Go through the data and copy every line exactly, but not the images.

══ Data extract ══

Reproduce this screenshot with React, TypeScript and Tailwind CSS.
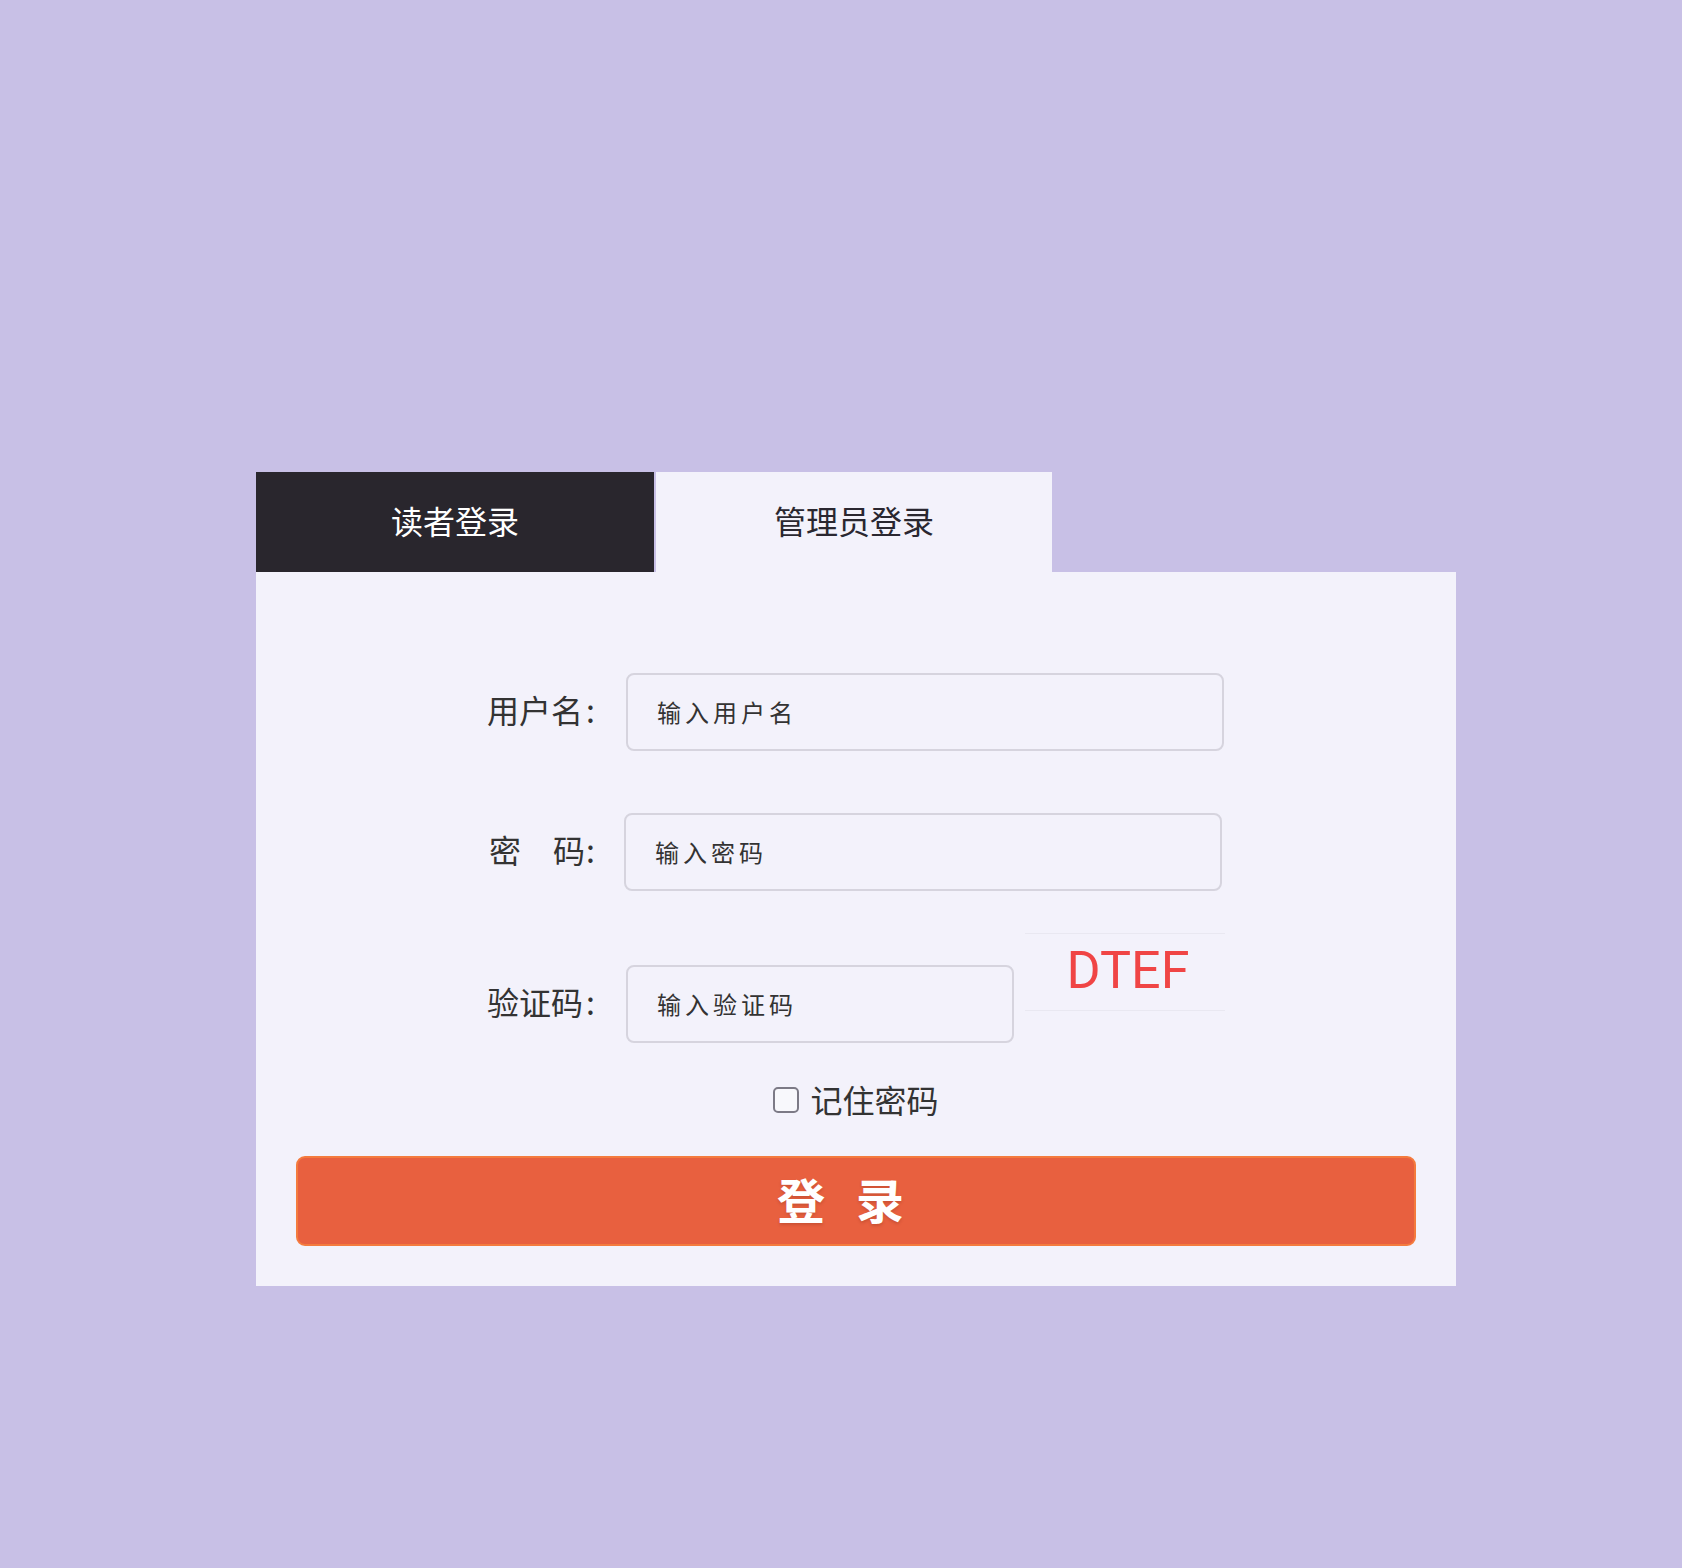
import React from "react";

const font = { fontFamily: '"Noto Sans CJK SC", "Noto Sans", sans-serif' };

function Field({ placeholder, widthClass }: { placeholder: string; widthClass: string }) {
  return (
    <input
      placeholder={placeholder}
      className={`${widthClass} h-[78px] rounded-[8px] border-2 border-[#d6d4de] bg-transparent pl-[29px] pb-[2px] text-[24px] tracking-[4px] text-[#333] placeholder:text-[#333] outline-none`}
      style={font}
    />
  );
}

function Label({ children, className = "" }: { children: React.ReactNode; className?: string }) {
  return (
    <div className={`flex h-[78px] w-[139px] items-center pb-[6px] text-[32px] leading-none text-[#333] ${className}`}>
      {children}
    </div>
  );
}

export default function App() {
  return (
    <div className="min-h-screen w-full bg-[#c8c0e6] pt-[472px] pl-[256px]" style={font}>
      <div className="w-[1200px]">
        <div className="flex h-[100px]">
          <div className="flex w-[398px] items-center justify-center pb-[4px] bg-[#29262d] text-[32px] text-white">
            读者登录
          </div>
          <div className="w-[2px]" />
          <div className="flex w-[396px] items-center justify-center pb-[4px] bg-[#f3f2fb] text-[32px] text-[#2a2730]">
            管理员登录
          </div>
        </div>
        <div className="bg-[#f3f2fb] px-[40px] pt-[101px] pb-[40px]">
          <div className="ml-[191px] w-[740px]">
            <div className="flex items-center">
              <Label>用户名<span className="ml-[3px]">:</span></Label>
              <Field placeholder="输入用户名" widthClass="w-[598px]" />
            </div>
            <div className="mt-[62px] flex items-center">
              <Label className="pl-[2px] !w-[137px]">密　码<span className="ml-[1px]">:</span></Label>
              <Field placeholder="输入密码" widthClass="w-[598px]" />
            </div>
            <div className="mt-[42px] flex items-start">
              <div className="mt-[32px]">
                <Label>验证码<span className="ml-[3px]">:</span></Label>
              </div>
              <div className="mt-[32px]">
                <Field placeholder="输入验证码" widthClass="w-[388px]" />
              </div>
              <div className="ml-[11px] flex h-[78px] w-[200px] items-center justify-center border-y border-[#e9e8f1] pl-[6px]">
                <span
                  className="pb-[2px] text-[52px] leading-none text-[#f04545]"
                  style={{ fontFamily: 'Roboto, "Liberation Sans", sans-serif' }}
                >
                  DTEF
                </span>
              </div>
            </div>
          </div>
          <div className="mt-[43px] flex h-[28px] items-center justify-center">
            <div className="h-[26px] w-[26px] rounded-[5px] border-2 border-[#7c7a86] bg-[#f8f8fc]" />
            <span className="ml-[11px] pb-[2px] text-[32px] leading-none text-[#333]">记住密码</span>
          </div>
          <button
            className="mt-[42px] flex h-[90px] w-[1120px] items-center justify-center rounded-[9px] border-2 border-[#f47b3e] bg-[#e8603f] pb-[6px] text-[48px] font-bold tracking-[31px] text-white"
            style={{ ...font, textShadow: "0 2px 3px rgba(120,40,20,0.25)" }}
          >
            登录
          </button>
        </div>
      </div>
    </div>
  );
}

═══

Correct result
Reproduce this screenshot with React, TypeScript and Tailwind CSS.
import React from "react";

const font = { fontFamily: '"Noto Sans CJK SC", "Noto Sans", sans-serif' };

function Field({ placeholder, widthClass }: { placeholder: string; widthClass: string }) {
  return (
    <input
      placeholder={placeholder}
      className={`${widthClass} h-[78px] rounded-[8px] border-2 border-[#d6d4de] bg-transparent pl-[29px] pb-[2px] text-[24px] tracking-[4px] text-[#333] placeholder:text-[#333] outline-none`}
      style={font}
    />
  );
}

function Label({ children, className = "" }: { children: React.ReactNode; className?: string }) {
  return (
    <div className={`flex h-[78px] w-[139px] items-center pb-[6px] text-[32px] leading-none text-[#333] ${className}`}>
      {children}
    </div>
  );
}

export default function App() {
  return (
    <div className="min-h-screen w-full bg-[#c8c0e6] pt-[472px] pl-[256px]" style={font}>
      <div className="w-[1200px]">
        <div className="flex h-[100px]">
          <div className="flex w-[398px] items-center justify-center pb-[4px] bg-[#29262d] text-[32px] text-white">
            读者登录
          </div>
          <div className="w-[2px]" />
          <div className="flex w-[396px] items-center justify-center pb-[4px] bg-[#f3f2fb] text-[32px] text-[#2a2730]">
            管理员登录
          </div>
        </div>
        <div className="bg-[#f3f2fb] px-[40px] pt-[101px] pb-[40px]">
          <div className="ml-[191px] w-[740px]">
            <div className="flex items-center">
              <Label>用户名<span className="ml-[3px]">:</span></Label>
              <Field placeholder="输入用户名" widthClass="w-[598px]" />
            </div>
            <div className="mt-[62px] flex items-center">
              <Label className="pl-[2px] !w-[137px]">密　码<span className="ml-[1px]">:</span></Label>
              <Field placeholder="输入密码" widthClass="w-[598px]" />
            </div>
            <div className="mt-[42px] flex items-start">
              <div className="mt-[32px]">
                <Label>验证码<span className="ml-[3px]">:</span></Label>
              </div>
              <div className="mt-[32px]">
                <Field placeholder="输入验证码" widthClass="w-[388px]" />
              </div>
              <div className="ml-[11px] flex h-[78px] w-[200px] items-center justify-center border-y border-[#e9e8f1] pl-[6px]">
                <span
                  className="pb-[2px] text-[52px] leading-none text-[#f04545]"
                  style={{ fontFamily: 'Roboto, "Liberation Sans", sans-serif' }}
                >
                  DTEF
                </span>
              </div>
            </div>
          </div>
          <div className="mt-[43px] flex h-[28px] items-center justify-center">
            <div className="h-[26px] w-[26px] rounded-[5px] border-2 border-[#7c7a86] bg-[#f8f8fc]" />
            <span className="ml-[11px] pb-[2px] text-[32px] leading-none text-[#333]">记住密码</span>
          </div>
          <button
            className="mt-[42px] flex h-[90px] w-[1120px] items-center justify-center rounded-[9px] border-2 border-[#f47b3e] bg-[#e8603f] pb-[6px] text-[48px] font-bold tracking-[31px] text-white"
            style={{ ...font, textShadow: "0 2px 3px rgba(120,40,20,0.25)" }}
          >
            登录
          </button>
        </div>
      </div>
    </div>
  );
}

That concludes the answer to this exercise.